Task to complete: Going through the material below, please gather all lines with the word "index" in them.

Data segment:
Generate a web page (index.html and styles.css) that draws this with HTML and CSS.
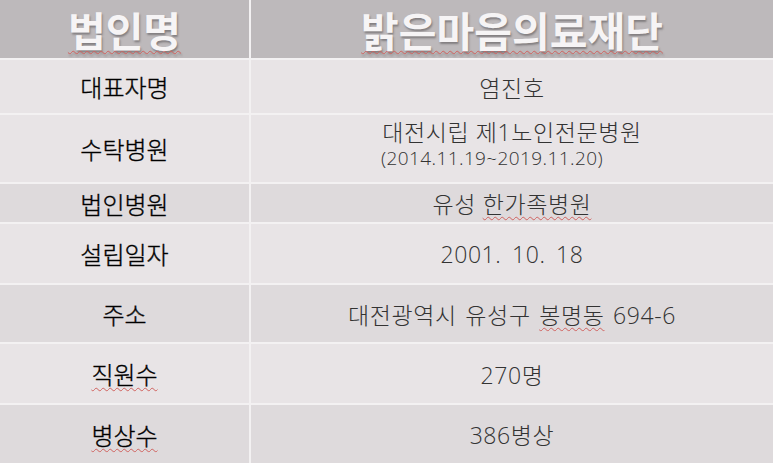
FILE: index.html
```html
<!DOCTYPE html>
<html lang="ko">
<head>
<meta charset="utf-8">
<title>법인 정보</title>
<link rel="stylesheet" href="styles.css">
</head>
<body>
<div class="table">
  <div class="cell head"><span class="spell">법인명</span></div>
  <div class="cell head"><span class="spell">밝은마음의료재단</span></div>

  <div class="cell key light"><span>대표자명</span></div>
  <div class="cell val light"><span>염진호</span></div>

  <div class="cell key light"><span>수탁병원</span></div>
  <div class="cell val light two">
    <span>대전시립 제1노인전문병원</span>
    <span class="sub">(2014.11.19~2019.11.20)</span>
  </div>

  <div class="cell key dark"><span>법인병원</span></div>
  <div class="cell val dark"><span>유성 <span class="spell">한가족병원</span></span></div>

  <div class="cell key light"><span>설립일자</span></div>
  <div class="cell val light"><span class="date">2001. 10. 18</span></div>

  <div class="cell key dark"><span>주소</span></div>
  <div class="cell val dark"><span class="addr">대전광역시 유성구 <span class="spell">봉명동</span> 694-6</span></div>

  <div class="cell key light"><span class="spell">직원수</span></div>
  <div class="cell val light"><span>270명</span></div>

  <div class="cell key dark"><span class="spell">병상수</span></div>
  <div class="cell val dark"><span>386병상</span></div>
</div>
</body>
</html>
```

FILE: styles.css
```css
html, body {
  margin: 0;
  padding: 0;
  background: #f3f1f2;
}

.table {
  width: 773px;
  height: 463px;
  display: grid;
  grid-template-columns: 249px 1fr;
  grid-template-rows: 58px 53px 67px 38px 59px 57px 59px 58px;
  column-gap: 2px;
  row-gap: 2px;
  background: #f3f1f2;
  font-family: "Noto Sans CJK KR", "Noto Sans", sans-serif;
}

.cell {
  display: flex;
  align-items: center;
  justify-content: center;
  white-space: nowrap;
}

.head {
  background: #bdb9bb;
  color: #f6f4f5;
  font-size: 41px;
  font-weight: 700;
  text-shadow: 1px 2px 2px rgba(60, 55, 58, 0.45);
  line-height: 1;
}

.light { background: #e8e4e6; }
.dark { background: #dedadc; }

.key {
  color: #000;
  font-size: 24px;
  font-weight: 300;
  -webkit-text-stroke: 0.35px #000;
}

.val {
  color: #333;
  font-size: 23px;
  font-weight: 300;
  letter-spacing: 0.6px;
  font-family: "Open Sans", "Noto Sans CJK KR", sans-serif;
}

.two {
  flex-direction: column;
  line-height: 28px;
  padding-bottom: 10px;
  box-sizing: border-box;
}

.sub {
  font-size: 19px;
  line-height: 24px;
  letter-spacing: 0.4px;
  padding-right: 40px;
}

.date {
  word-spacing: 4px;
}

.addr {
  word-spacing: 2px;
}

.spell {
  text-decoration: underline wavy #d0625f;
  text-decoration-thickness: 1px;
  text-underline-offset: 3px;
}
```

Reply:
Generate a web page (index.html and styles.css) that draws this with HTML and CSS.
FILE: index.html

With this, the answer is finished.